The leading proponent of the “scientific” approach is Stephen LeBerge, Ph.D., of Stanford University. Dr. LeBerge explores and teaches “Lucid Dreaming” in lectures and workshops worldwide. His students have achieved remarkable control over their dreams, and have a lot of fun flying and having dream sex with the hotties of their choice. They have also reported transcendent spiritual experiences. Their reports are enthusiastic. They enjoy godlike qualities in the universe of their dreams.

A more spiritual approach to lucid dreaming is taught by Lama Surya Das, a Tibetan Buddhist, born Stephen Miller on Long Island. He teaches lucid dreaming to explore higher consciousness.

An organizational proponent of the scientific approach is the Association for the Study of Dreams. The Association has “scientific” members who insist that dreams are the random firing of neurons and “shamanic” members who believe, and have a lot of data to back up those beliefs, that dreams free one from the limitations of space and time and open into the worlds of astral travel, spirit guides, communion with the dead, travel into the past and future, soul retrieval, and, well, virtually anything you can imagine.
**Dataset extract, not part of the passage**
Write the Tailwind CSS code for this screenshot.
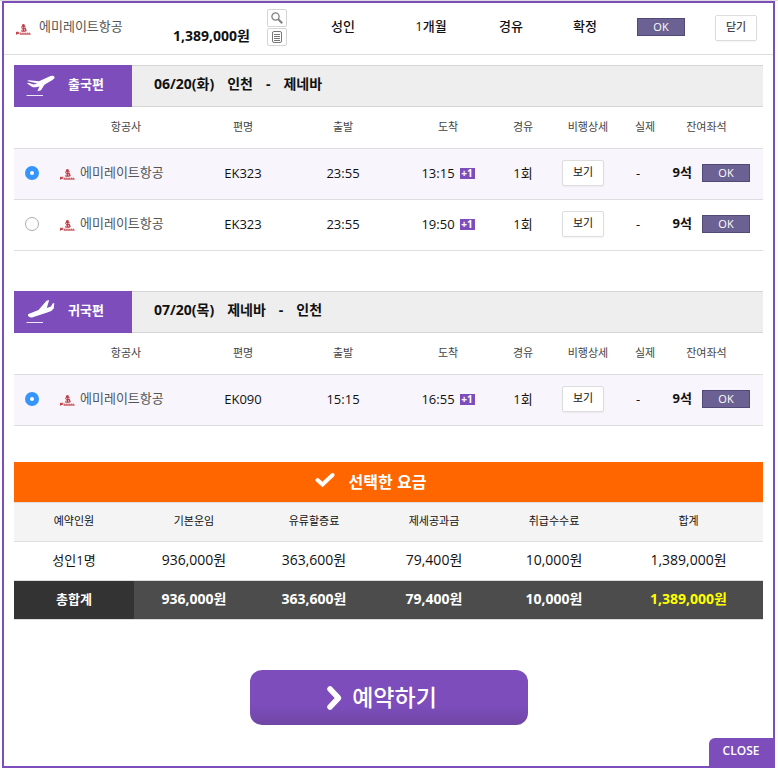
<!DOCTYPE html>
<html lang="ko">
<head>
<meta charset="utf-8">
<meta name="viewport" content="width=device-width, initial-scale=1">
<title>항공 예약</title>
<script src="https://cdn.jsdelivr.net/npm/@tailwindcss/browser@4"></script>
</head>
<body class="bg-white font-['Open_Sans','Noto_Sans_CJK_KR',sans-serif] text-[13px] leading-5 text-[#111]">
<svg class="hidden" aria-hidden="true">
  <symbol id="logo" viewBox="0 0 15 11">
    <g fill="none" stroke="#c23a42">
      <path d="M6 1.4 7.6.7 8.8 1.6M5.2 3.4 6.6 2.6 9.6 2.8M5.8 4.8 9.8 4.5M7.6 1.2V7M5.2 6.6Q7.5 7.8 10 6.6L9.4 4.8" stroke-width="1.2"/>
      <path d="M.3 8.3H3.4M.3 9.5H2.8M.6 8V10.6M3.6 10.1H14.7" stroke-width="1"/>
      <path d="M3.8 9.2H14.5" stroke-dasharray="1.2 .6" stroke-width="1"/>
    </g>
  </symbol>
</svg>
<div class="h-px bg-[#ddd]"></div>
<main class="relative ml-[2px] mr-[3px] border-2 border-[#7c4dbb] pb-[41px]">
  <header class="flex h-[52px] items-center border-b border-[#ddd] pl-3 pr-4 text-[13px] font-medium">
    <div class="flex w-[135px] shrink-0 items-center gap-2 pb-[6px] font-normal text-[#555]"><svg class="mt-2 h-[11px] w-[15px]"><use href="#logo"/></svg>에미레이트항공</div>
    <strong class="mt-[14px] w-[99px] shrink-0 text-right text-[14px]">1,389,000원</strong>
    <div class="mb-[2px] ml-[17px] flex shrink-0 flex-col gap-px">
      <button aria-label="검색" class="flex h-[18px] w-5 items-center justify-center rounded-xs border border-[#d5d5d5]"><svg class="size-3" viewBox="0 0 12 12" fill="none" stroke="#808080"><circle cx="4.5" cy="4.5" r="3.6" stroke-width="1.3"/><path d="M7.2 7.2 11.2 11.2" stroke-width="2"/></svg></button>
      <button aria-label="상세 내역" class="flex h-[18px] w-5 items-center justify-center rounded-xs border border-[#d5d5d5]"><svg class="size-3" viewBox="0 0 12 12" fill="none" stroke="#777"><rect x="1.5" y=".5" width="9" height="11" rx="1.5"/><path d="M3 3.5H9M3 5.5H9M3 7.5H9M3 9.5H9"/></svg></button>
    </div>
    <div class="grid grow grid-cols-[112fr_64fr_96fr_52fr_26fr] pb-[6px] text-center *:whitespace-nowrap">
      <span>성인</span><span>1개월</span><span>경유</span><span>확정</span><span></span>
    </div>
    <span class="mb-[3px] mr-[30px] h-[18px] w-12 shrink-0 border border-[#524a76] bg-[#6b6192] text-center text-[11px] leading-4 text-white">OK</span>
    <button class="mb-[2px] h-[26px] w-[42px] shrink-0 rounded-xs border border-[#ddd] pb-[2px] text-[11px] leading-5 text-[#444] shadow-xs">닫기</button>
  </header>

  <div class="px-[10px] pt-[10px]">
    <section class="mb-10">
      <h2 class="flex h-[42px] font-bold">
        <span class="flex w-[118px] shrink-0 items-center gap-3 bg-[#7c4dbb] pb-1 pl-3 text-white"><svg class="mt-1 h-6 w-[30px]" viewBox="0 0 30 24"><path fill="#fff" d="M1 7 3 6.2 13 7.2 24.5 2Q27.6 1 28.4 2.7T26 6.2L18.4 10.8 15 16.2 11.4 17.3 13.4 12.4 9.8 13.3Q7 13.6 5.5 12.4L.8 9.2 3.2 8.9 7.6 10.4 11.5 9.6Z"/><path d="M.5 21.5H17" stroke="#efe6f8"/></svg>출국편</span>
        <span class="flex grow items-center gap-[13px] border-y border-[#d5d5d5] bg-[#eee] pb-1 pl-[22px] text-[14px]"><span>06/20(화)</span><span>인천</span><span>-</span><span>제네바</span></span>
      </h2>
      <table class="w-full table-fixed border-separate border-spacing-0 text-center">
        <colgroup><col class="w-[36px]"><col class="w-[152px]"><col class="w-[82px]"><col class="w-[118px]"><col class="w-[92px]"><col class="w-[58px]"><col class="w-[72px]"><col class="w-[42px]"><col class="w-[97px]"></colgroup>
        <thead><tr class="h-[42px] text-[11px] text-[#444] *:border-b *:border-[#ddd] *:pb-[2px] *:font-normal"><td></td><th>항공사</th><th>편명</th><th>출발</th><th>도착</th><th>경유</th><th>비행상세</th><th>실제</th><th class="pr-4">잔여좌석</th></tr></thead>
        <tbody>
          <tr class="h-[51px] bg-[#f8f5fc] *:border-b *:border-[#ddd] *:pb-[2px]">
            <td><input type="radio" name="out" id="out1" checked class="mx-auto block size-[14px] appearance-none rounded-full border border-[#aaa] bg-white checked:border-5 checked:border-[#3595fb]"></td>
            <td><label for="out1" class="flex items-center gap-[5px] pb-[2px] pl-[10px] text-[#555]"><svg class="mt-1 h-[11px] w-[15px]"><use href="#logo"/></svg>에미레이트항공</label></td>
            <td>EK323</td><td>23:55</td>
            <td><span class="flex items-center justify-center gap-[5px]">13:15<b class="h-[11px] w-[15px] bg-[#7c4dbb] text-[10px] leading-[11px] text-white">+1</b></span></td>
            <td>1회</td>
            <td class="pr-[10px]"><button class="h-[26px] w-[42px] rounded-xs border border-[#ddd] bg-white pb-[2px] text-[11px] shadow-xs">보기</button></td>
            <td class="pr-[14px]">-</td>
            <td><span class="flex items-center justify-end gap-[10px] pr-[13px]"><b class="pb-[2px]">9석</b><span class="h-[18px] w-12 border border-[#524a76] bg-[#6b6192] text-[11px] leading-4 text-white">OK</span></span></td>
          </tr>
          <tr class="h-[51px] *:border-b *:border-[#ddd] *:pb-[2px]">
            <td><input type="radio" name="out" id="out2" class="mx-auto block size-[14px] appearance-none rounded-full border border-[#aaa] bg-white checked:border-5 checked:border-[#3595fb]"></td>
            <td><label for="out2" class="flex items-center gap-[5px] pb-[2px] pl-[10px] text-[#555]"><svg class="mt-1 h-[11px] w-[15px]"><use href="#logo"/></svg>에미레이트항공</label></td>
            <td>EK323</td><td>23:55</td>
            <td><span class="flex items-center justify-center gap-[5px]">19:50<b class="h-[11px] w-[15px] bg-[#7c4dbb] text-[10px] leading-[11px] text-white">+1</b></span></td>
            <td>1회</td>
            <td class="pr-[10px]"><button class="h-[26px] w-[42px] rounded-xs border border-[#ddd] bg-white pb-[2px] text-[11px] shadow-xs">보기</button></td>
            <td class="pr-[14px]">-</td>
            <td><span class="flex items-center justify-end gap-[10px] pr-[13px]"><b class="pb-[2px]">9석</b><span class="h-[18px] w-12 border border-[#524a76] bg-[#6b6192] text-[11px] leading-4 text-white">OK</span></span></td>
          </tr>
        </tbody>
      </table>
    </section>

    <section class="mb-9">
      <h2 class="flex h-[42px] font-bold">
        <span class="flex w-[118px] shrink-0 items-center gap-3 bg-[#7c4dbb] pb-1 pl-3 text-white"><svg class="mt-1 h-6 w-[30px]" viewBox="0 0 30 24"><path fill="#fff" d="M2.5 14 12.5 10 20.5 .8 23.2 0 20.8 8 25 6.4 26.6 3.4 28.3 3 27.8 8.4Q26 11 22 12.3L6 17.4Q2.8 17.8 2.2 16T2.5 14Z"/><path d="M.5 22.5H17" stroke="#efe6f8"/></svg>귀국편</span>
        <span class="flex grow items-center gap-[13px] border-y border-[#d5d5d5] bg-[#eee] pb-1 pl-[22px] text-[14px]"><span>07/20(목)</span><span>제네바</span><span>-</span><span>인천</span></span>
      </h2>
      <table class="w-full table-fixed border-separate border-spacing-0 text-center">
        <colgroup><col class="w-[36px]"><col class="w-[152px]"><col class="w-[82px]"><col class="w-[118px]"><col class="w-[92px]"><col class="w-[58px]"><col class="w-[72px]"><col class="w-[42px]"><col class="w-[97px]"></colgroup>
        <thead><tr class="h-[42px] text-[11px] text-[#444] *:border-b *:border-[#ddd] *:pb-[2px] *:font-normal"><td></td><th>항공사</th><th>편명</th><th>출발</th><th>도착</th><th>경유</th><th>비행상세</th><th>실제</th><th class="pr-4">잔여좌석</th></tr></thead>
        <tbody>
          <tr class="h-[51px] bg-[#f8f5fc] *:border-b *:border-[#ddd] *:pb-[2px]">
            <td><input type="radio" name="in" id="in1" checked class="mx-auto block size-[14px] appearance-none rounded-full border border-[#aaa] bg-white checked:border-5 checked:border-[#3595fb]"></td>
            <td><label for="in1" class="flex items-center gap-[5px] pb-[2px] pl-[10px] text-[#555]"><svg class="mt-1 h-[11px] w-[15px]"><use href="#logo"/></svg>에미레이트항공</label></td>
            <td>EK090</td><td>15:15</td>
            <td><span class="flex items-center justify-center gap-[5px]">16:55<b class="h-[11px] w-[15px] bg-[#7c4dbb] text-[10px] leading-[11px] text-white">+1</b></span></td>
            <td>1회</td>
            <td class="pr-[10px]"><button class="h-[26px] w-[42px] rounded-xs border border-[#ddd] bg-white pb-[2px] text-[11px] shadow-xs">보기</button></td>
            <td class="pr-[14px]">-</td>
            <td><span class="flex items-center justify-end gap-[10px] pr-[13px]"><b class="pb-[2px]">9석</b><span class="h-[18px] w-12 border border-[#524a76] bg-[#6b6192] text-[11px] leading-4 text-white">OK</span></span></td>
          </tr>
        </tbody>
      </table>
    </section>

    <section>
      <h2 class="flex h-10 items-center justify-center gap-[14px] bg-[#ff6600] pr-9 text-[16px] font-bold text-white"><svg class="mb-1 h-4 w-5" viewBox="0 0 20 16"><path d="M2.5 8 7.5 12.5 17.5 3" fill="none" stroke="#fff" stroke-width="4" stroke-linecap="round"/></svg>선택한 요금</h2>
      <table class="w-full table-fixed border-separate border-spacing-0 text-center text-[14px]">
        <colgroup><col class="w-[120px]"><col class="w-[120px]"><col class="w-[120px]"><col class="w-[120px]"><col class="w-[120px]"><col class="w-[149px]"></colgroup>
        <thead><tr class="h-10 bg-[#f4f4f4] text-[11px] *:border-y *:border-[#ddd] *:pb-[3px] *:font-normal"><th>예약인원</th><th>기본운임</th><th>유류할증료</th><th>제세공과금</th><th>취급수수료</th><th>합계</th></tr></thead>
        <tbody>
          <tr class="h-[39px] *:border-b *:border-[#ddd] *:pb-[3px]"><th class="text-[13px] font-normal">성인1명</th><td>936,000원</td><td>363,600원</td><td>79,400원</td><td>10,000원</td><td>1,389,000원</td></tr>
          <tr class="h-[39px] bg-[#4c4c4c] font-bold text-white *:border-b *:border-[#ddd] *:pb-[3px]"><th class="bg-[#333] text-[13px]">총합계</th><td>936,000원</td><td>363,600원</td><td>79,400원</td><td>10,000원</td><td class="text-[#ffff00]">1,389,000원</td></tr>
        </tbody>
      </table>
    </section>

    <button class="mx-auto mt-[50px] flex h-[55px] w-[278px] items-center justify-center gap-2 rounded-xl bg-linear-to-b from-[#7c4dbb] from-65% to-[#7046a5] pr-[14px] text-[23px] font-medium text-white"><svg class="h-[26px] w-[18px]" viewBox="0 0 18 26"><path d="M4 4 12.5 13 4 22" fill="none" stroke="#fff" stroke-width="5.5" stroke-linecap="round" stroke-linejoin="round"/></svg><span class="pb-[2px]">예약하기</span></button>
  </div>
  <button class="absolute bottom-0 right-0 h-7 w-16 rounded-tl-md bg-[#7c4dbb] pb-[2px] text-[12px] font-semibold text-white">CLOSE</button>
</main>
</body>
</html>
Perhaps the leading proponent of the shamanic approach is Robert Moss, an Australian, now a resident of upstate New York. After successful careers as a history professor, correspondent, and novelist Moss followed the prompting of his dream guides and started writing and teaching full time on the subject of dreams. He is author of both fiction and non-fiction books on what he calls “Active Dreaming”, and has an audio course, as well as teaching workshops. He has started dream groups around the world. His approach is broadly shamanic, taking lessons from Siberia, Africa, and South America. But his primary source is what he calls the “Dreamways” of the Iroquois.

The kinds of dreaming he espouses seem endemic to the entire native population of the Americas, but his explication of them is uncommonly clear, complete, and engaging.

On his audio course, “Dreamgates”, he tells this story. “After a workshop I was approached by a left-brain type, who said, ‘Bottom line it for me, Bob. What’s this about?’

“Well, my name is not ‘Bob’, but I went with the flow and said, ‘Remember to have fun.’
“So he wrote in his notebook, ‘Have fun!’
“And I said, ‘I don’t think you’re getting it. It’s not about programming an hour to have fun. It’s to Have Fun!'”

There are many ways to dream. To ignore them is to live a life that is to some degree impoverished, when riches are free and lying about in one’s own consciousness. But whichever approach you might elect to follow, the bottom line is to have fun.